** START MATERIAL PROVIDED **

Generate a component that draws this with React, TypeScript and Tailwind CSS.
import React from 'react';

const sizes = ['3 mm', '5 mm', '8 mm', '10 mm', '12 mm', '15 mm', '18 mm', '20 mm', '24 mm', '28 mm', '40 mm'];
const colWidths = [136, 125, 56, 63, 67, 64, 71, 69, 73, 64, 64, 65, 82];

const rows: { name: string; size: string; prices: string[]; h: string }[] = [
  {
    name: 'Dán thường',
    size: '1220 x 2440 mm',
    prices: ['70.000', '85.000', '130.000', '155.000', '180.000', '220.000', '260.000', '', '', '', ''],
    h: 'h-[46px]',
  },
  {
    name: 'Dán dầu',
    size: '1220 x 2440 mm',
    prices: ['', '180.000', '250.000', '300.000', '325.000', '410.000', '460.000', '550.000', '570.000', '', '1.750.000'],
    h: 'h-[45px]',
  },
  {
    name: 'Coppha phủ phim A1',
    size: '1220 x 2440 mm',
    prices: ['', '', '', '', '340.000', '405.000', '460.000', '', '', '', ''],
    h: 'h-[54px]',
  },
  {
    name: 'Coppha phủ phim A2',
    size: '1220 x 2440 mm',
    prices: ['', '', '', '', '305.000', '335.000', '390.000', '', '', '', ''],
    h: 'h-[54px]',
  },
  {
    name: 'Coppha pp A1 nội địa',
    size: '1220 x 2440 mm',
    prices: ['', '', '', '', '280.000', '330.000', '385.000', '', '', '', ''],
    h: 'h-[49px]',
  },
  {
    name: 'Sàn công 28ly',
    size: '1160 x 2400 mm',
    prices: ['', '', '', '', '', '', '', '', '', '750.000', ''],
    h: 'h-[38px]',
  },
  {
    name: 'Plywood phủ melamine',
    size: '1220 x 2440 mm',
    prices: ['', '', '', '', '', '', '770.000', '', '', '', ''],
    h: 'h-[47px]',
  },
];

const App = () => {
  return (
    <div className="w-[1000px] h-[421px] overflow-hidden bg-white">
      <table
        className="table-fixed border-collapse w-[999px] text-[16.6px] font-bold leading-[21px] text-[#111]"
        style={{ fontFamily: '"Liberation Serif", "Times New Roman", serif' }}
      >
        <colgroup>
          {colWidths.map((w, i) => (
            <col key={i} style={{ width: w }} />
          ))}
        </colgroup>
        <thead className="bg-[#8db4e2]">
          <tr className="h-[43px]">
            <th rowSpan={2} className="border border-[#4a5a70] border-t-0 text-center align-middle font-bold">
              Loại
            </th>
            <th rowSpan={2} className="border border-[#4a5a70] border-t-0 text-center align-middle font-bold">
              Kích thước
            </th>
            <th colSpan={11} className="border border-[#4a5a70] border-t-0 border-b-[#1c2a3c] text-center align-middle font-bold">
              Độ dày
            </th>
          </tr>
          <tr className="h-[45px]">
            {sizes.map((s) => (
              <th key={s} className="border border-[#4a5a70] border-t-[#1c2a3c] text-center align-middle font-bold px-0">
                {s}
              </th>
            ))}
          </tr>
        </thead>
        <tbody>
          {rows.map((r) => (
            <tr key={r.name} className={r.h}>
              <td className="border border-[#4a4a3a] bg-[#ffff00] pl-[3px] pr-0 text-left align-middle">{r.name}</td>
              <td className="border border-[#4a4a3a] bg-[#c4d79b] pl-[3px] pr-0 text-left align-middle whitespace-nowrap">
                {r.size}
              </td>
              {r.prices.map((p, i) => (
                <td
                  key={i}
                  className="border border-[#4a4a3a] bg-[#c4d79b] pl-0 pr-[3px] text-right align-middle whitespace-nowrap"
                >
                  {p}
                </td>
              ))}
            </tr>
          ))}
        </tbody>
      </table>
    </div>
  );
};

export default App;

** END MATERIAL PROVIDED **
** START MATERIAL PROVIDED **

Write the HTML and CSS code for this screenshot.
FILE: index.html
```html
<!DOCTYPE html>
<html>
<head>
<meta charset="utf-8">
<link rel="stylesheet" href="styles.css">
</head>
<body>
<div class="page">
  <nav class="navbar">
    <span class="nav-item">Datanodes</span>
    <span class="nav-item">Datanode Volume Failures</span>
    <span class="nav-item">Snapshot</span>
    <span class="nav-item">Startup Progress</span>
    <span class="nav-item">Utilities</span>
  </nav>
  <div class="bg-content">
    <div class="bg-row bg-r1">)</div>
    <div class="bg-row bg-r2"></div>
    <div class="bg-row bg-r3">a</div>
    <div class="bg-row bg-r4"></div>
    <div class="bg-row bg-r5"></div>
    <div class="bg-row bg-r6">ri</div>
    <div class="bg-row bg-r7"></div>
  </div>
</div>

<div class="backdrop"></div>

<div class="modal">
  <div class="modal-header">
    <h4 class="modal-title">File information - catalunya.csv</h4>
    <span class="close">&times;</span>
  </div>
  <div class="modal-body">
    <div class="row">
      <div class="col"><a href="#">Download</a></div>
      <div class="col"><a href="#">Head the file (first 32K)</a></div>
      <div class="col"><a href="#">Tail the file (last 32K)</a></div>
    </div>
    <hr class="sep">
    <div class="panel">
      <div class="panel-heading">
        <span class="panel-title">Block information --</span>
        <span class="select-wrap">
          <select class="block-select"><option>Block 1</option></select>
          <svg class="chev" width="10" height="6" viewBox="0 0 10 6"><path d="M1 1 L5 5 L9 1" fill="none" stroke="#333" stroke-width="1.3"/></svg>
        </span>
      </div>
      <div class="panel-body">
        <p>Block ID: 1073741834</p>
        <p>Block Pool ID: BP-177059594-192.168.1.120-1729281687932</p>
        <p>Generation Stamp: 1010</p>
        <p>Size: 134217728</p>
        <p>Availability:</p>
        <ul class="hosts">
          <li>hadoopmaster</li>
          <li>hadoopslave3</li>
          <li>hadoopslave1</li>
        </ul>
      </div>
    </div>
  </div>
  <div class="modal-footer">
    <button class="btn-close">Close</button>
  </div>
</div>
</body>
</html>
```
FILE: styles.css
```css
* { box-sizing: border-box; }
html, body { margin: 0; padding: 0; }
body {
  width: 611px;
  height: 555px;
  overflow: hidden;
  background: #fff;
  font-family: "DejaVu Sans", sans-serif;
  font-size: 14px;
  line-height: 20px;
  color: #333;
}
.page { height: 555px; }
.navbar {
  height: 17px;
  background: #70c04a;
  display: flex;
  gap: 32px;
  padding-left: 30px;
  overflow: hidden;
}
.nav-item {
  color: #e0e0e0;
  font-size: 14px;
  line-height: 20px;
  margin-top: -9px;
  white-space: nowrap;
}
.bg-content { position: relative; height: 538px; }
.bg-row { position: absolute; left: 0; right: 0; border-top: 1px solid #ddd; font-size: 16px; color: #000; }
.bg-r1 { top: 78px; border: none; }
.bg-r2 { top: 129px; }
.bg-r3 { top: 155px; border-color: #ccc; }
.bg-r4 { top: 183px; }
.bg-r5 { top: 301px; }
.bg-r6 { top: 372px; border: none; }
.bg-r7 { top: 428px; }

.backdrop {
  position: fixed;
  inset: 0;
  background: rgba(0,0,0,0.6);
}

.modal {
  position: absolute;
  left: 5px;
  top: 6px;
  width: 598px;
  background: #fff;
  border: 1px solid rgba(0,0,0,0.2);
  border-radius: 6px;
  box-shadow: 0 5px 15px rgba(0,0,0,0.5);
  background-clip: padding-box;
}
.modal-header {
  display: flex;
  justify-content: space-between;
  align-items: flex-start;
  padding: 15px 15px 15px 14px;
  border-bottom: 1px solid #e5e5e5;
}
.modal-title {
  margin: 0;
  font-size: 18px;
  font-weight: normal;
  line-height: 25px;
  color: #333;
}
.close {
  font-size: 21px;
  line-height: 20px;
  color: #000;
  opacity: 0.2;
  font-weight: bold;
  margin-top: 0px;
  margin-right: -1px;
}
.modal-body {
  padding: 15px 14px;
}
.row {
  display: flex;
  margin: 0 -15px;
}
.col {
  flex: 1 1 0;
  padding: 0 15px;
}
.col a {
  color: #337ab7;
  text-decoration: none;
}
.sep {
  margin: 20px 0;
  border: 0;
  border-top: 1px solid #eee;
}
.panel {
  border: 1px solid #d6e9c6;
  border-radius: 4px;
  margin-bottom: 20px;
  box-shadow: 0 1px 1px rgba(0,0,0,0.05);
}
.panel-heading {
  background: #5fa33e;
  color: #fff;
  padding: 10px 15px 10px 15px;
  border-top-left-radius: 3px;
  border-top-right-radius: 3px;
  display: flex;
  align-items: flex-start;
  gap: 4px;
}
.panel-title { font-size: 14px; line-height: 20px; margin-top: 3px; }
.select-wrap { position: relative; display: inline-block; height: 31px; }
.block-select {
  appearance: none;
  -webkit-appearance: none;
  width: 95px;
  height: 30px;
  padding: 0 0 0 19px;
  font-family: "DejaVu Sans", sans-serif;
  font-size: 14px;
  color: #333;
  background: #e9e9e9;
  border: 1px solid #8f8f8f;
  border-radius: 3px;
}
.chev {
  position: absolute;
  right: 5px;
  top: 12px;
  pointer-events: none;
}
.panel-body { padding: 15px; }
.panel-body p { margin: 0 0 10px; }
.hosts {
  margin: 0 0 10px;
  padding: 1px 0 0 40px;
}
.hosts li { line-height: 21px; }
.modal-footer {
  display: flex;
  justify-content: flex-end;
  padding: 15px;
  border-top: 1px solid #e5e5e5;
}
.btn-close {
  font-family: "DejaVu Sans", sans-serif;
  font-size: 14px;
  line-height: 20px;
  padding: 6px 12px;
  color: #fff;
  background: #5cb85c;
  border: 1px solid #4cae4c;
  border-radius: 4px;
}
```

** END MATERIAL PROVIDED **
** START MATERIAL PROVIDED **

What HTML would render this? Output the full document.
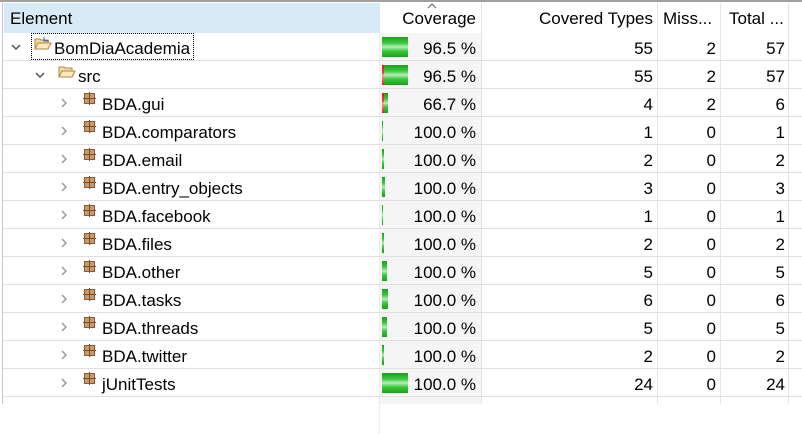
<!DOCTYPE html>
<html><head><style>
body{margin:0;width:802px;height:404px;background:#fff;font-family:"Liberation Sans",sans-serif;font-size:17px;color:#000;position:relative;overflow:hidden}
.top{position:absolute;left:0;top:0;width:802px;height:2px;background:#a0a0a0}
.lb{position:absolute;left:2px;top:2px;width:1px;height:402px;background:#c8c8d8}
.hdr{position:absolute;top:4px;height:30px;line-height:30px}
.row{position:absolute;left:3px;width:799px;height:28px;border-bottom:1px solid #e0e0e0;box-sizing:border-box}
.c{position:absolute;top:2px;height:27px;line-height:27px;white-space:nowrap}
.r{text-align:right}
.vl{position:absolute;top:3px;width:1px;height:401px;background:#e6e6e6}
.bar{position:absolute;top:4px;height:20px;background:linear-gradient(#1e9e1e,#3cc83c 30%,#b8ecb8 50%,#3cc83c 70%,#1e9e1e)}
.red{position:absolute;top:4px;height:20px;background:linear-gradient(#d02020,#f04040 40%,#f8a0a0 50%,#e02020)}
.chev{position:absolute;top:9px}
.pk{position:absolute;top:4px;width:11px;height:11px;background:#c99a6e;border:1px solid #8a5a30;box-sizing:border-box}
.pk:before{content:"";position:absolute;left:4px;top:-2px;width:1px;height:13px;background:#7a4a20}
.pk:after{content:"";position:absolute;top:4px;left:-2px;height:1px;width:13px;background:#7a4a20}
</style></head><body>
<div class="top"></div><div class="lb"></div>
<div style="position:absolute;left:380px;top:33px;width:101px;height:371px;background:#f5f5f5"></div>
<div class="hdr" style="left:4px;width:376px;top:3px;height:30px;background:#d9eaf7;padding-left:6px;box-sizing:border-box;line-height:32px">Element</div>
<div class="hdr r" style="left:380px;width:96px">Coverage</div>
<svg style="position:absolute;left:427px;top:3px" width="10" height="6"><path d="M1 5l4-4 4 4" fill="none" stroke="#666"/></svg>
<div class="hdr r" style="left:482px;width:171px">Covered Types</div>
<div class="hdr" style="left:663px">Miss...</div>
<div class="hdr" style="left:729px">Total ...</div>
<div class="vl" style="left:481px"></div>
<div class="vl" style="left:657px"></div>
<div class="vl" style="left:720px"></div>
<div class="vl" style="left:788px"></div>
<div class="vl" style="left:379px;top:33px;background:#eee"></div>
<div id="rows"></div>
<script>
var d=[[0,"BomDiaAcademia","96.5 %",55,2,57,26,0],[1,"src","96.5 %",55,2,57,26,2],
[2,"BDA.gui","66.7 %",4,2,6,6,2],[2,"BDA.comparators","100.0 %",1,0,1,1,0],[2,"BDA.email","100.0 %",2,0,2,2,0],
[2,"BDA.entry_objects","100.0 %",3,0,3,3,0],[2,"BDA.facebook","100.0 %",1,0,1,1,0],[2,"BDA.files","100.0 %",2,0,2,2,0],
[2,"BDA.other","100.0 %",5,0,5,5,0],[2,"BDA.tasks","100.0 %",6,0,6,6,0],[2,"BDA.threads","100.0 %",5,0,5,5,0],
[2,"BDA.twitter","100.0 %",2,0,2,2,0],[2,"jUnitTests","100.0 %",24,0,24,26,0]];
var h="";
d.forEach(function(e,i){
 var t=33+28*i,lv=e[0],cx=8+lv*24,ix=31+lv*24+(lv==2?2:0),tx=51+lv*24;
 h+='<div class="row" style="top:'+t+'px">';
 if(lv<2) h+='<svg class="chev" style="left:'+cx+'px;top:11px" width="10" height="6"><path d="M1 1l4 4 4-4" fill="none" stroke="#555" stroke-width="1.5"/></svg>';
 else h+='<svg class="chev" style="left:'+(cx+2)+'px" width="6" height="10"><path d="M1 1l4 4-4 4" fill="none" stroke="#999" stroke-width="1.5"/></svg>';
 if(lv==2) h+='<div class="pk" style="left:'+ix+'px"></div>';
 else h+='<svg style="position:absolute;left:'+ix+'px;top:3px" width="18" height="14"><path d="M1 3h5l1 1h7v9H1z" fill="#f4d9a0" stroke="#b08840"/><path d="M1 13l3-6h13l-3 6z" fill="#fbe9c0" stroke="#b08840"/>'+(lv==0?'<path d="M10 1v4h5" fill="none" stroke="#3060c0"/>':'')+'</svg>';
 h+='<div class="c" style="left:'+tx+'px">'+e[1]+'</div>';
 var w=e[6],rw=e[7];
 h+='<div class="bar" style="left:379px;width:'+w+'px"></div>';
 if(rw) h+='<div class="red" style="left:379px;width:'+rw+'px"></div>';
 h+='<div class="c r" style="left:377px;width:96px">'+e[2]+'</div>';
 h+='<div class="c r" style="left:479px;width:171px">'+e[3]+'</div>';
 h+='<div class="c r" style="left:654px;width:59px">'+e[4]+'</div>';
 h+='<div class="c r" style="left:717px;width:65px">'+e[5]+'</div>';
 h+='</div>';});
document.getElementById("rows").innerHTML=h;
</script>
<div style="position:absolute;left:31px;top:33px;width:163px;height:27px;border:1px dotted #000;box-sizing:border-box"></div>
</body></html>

** END MATERIAL PROVIDED **

- **PROBLEM STATEMENT**
Start at the line with "Generate a component", stop at the line with "64, 65, 82];", and return every line in that stretch exactly, those two included.

- **TASK SOLUTION**
Generate a component that draws this with React, TypeScript and Tailwind CSS.
import React from 'react';

const sizes = ['3 mm', '5 mm', '8 mm', '10 mm', '12 mm', '15 mm', '18 mm', '20 mm', '24 mm', '28 mm', '40 mm'];
const colWidths = [136, 125, 56, 63, 67, 64, 71, 69, 73, 64, 64, 65, 82];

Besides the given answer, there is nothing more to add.